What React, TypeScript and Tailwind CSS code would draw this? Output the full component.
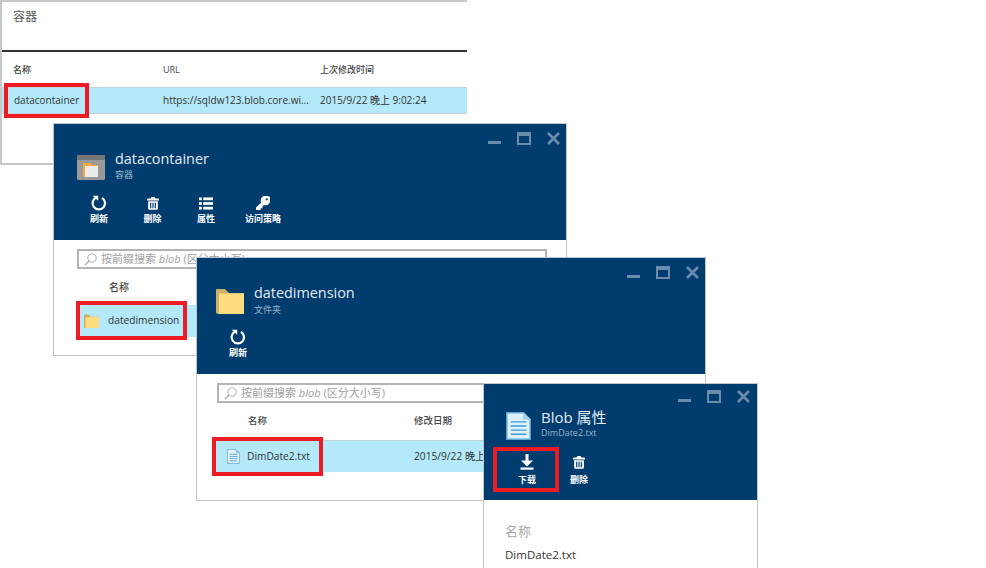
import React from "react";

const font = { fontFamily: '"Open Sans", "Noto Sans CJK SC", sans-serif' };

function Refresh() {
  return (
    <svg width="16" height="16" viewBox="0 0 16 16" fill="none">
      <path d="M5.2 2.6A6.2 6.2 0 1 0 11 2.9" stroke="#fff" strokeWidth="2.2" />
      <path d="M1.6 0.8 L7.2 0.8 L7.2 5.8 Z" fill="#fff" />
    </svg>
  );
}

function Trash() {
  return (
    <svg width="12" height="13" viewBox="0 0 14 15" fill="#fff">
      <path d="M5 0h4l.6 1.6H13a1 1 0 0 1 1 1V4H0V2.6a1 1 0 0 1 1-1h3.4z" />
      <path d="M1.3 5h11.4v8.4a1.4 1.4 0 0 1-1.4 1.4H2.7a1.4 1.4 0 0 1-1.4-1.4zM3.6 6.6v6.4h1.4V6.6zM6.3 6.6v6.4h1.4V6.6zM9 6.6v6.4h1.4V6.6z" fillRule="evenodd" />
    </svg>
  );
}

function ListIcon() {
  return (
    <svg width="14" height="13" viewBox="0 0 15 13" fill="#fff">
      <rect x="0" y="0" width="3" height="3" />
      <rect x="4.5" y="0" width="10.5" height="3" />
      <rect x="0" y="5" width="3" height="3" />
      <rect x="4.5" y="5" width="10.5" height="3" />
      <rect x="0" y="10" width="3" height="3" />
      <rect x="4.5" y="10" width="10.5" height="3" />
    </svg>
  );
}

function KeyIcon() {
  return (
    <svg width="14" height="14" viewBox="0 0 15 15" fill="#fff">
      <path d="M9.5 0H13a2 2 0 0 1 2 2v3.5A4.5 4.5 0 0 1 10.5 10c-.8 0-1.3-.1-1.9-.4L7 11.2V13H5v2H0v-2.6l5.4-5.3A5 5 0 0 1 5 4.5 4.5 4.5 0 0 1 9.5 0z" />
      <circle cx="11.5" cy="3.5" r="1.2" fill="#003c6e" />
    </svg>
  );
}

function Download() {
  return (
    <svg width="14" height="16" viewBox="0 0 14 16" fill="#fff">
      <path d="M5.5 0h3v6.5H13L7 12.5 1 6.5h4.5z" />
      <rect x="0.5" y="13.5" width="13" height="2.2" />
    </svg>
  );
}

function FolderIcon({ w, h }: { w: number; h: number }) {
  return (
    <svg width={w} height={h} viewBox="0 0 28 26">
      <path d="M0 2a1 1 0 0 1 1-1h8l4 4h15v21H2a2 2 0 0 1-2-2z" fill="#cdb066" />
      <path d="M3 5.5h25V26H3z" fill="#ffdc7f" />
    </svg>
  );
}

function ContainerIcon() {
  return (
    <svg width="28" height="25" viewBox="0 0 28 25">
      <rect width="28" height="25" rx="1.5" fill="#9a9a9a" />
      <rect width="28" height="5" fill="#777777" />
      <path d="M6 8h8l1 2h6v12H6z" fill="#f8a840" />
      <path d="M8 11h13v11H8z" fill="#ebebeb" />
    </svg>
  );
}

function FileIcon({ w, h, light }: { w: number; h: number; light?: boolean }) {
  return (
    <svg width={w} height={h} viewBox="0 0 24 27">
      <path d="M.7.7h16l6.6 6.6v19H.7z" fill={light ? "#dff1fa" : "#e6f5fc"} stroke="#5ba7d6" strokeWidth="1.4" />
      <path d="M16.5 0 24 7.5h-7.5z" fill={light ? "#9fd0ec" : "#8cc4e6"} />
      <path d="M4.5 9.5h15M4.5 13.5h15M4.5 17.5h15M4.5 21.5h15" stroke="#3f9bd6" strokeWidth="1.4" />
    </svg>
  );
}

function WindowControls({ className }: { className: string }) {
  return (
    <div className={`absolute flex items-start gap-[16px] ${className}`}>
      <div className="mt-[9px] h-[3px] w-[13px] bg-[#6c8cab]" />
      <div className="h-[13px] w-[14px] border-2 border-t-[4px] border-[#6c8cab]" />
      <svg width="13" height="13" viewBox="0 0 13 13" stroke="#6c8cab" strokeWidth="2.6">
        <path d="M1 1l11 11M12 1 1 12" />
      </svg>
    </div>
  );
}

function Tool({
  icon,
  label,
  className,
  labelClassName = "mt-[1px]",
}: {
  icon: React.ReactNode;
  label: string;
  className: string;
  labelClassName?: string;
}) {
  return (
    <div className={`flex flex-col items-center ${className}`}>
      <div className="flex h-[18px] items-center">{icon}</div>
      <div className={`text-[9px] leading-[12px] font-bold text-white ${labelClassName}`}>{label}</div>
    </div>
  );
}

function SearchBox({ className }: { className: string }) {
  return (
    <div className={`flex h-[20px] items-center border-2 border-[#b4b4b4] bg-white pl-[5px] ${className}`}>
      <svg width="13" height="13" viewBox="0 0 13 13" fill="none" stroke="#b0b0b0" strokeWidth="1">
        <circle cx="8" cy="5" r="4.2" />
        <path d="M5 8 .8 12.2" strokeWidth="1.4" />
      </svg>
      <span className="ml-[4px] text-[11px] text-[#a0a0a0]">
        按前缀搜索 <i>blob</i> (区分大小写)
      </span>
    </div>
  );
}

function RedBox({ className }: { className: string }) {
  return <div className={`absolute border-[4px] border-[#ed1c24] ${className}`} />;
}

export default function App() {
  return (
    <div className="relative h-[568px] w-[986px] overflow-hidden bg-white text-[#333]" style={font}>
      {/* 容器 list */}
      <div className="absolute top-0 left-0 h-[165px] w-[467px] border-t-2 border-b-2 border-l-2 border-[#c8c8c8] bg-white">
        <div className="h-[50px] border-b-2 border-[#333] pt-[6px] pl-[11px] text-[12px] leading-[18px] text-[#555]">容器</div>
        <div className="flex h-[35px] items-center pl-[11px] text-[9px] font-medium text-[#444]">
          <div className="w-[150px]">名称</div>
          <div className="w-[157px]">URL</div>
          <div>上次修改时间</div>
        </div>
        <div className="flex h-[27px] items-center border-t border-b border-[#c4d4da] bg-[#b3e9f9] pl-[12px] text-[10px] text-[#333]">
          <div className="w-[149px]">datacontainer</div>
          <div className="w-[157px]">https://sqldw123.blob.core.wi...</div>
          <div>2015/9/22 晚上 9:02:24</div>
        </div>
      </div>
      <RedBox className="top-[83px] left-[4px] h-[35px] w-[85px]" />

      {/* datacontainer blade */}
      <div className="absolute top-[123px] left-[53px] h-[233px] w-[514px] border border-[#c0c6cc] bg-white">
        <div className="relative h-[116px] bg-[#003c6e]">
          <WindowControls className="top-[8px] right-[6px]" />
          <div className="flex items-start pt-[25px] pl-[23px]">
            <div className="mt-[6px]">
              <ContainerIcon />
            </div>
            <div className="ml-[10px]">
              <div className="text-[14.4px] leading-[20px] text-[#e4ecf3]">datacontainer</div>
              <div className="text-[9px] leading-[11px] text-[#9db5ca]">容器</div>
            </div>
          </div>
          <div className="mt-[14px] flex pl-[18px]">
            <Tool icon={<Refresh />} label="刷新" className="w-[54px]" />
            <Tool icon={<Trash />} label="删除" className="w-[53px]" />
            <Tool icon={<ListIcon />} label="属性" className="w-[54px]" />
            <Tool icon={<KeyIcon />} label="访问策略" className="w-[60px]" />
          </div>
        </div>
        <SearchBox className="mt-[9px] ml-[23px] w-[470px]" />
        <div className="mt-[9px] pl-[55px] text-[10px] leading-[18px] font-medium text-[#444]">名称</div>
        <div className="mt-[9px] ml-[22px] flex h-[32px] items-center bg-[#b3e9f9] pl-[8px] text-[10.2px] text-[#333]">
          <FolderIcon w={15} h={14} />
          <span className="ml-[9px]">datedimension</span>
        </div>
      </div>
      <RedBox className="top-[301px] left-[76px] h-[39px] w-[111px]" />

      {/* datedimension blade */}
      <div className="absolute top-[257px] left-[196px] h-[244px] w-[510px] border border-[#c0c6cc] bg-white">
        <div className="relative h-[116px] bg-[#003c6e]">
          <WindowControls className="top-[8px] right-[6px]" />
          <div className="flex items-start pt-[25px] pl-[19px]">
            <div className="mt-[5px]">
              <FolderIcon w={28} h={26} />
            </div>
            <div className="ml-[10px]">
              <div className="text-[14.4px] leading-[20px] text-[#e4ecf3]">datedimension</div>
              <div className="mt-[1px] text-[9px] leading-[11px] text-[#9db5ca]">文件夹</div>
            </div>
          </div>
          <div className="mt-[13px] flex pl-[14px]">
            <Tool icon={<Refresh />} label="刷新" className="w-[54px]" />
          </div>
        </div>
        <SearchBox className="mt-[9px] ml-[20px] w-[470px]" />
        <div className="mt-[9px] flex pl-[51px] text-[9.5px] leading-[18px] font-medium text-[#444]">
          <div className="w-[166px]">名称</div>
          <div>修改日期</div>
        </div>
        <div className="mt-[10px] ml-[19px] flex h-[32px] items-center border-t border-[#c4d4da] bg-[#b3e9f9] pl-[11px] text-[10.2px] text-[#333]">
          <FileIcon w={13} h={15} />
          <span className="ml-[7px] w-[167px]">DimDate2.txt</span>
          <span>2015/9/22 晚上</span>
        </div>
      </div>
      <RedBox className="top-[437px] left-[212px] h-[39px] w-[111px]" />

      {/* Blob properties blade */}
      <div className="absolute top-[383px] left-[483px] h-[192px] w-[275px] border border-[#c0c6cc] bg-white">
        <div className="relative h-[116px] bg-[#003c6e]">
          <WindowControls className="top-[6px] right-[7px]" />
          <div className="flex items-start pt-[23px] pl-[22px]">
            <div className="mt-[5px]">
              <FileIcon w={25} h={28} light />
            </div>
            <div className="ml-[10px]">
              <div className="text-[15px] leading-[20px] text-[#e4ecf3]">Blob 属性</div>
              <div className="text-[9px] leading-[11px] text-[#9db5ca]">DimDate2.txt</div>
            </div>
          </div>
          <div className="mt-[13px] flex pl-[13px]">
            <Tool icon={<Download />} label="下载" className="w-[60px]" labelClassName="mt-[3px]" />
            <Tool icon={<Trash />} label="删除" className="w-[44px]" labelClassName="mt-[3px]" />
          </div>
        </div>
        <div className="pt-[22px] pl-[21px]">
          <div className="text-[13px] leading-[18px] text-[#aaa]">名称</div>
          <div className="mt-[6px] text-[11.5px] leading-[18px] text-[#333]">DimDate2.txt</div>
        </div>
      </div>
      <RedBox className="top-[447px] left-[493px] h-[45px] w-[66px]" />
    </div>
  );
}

- Set problem: Scan the data for the word "React" and copy every line where it shows up.

- Output below:
What React, TypeScript and Tailwind CSS code would draw this? Output the full component.
import React from "react";
  icon: React.ReactNode;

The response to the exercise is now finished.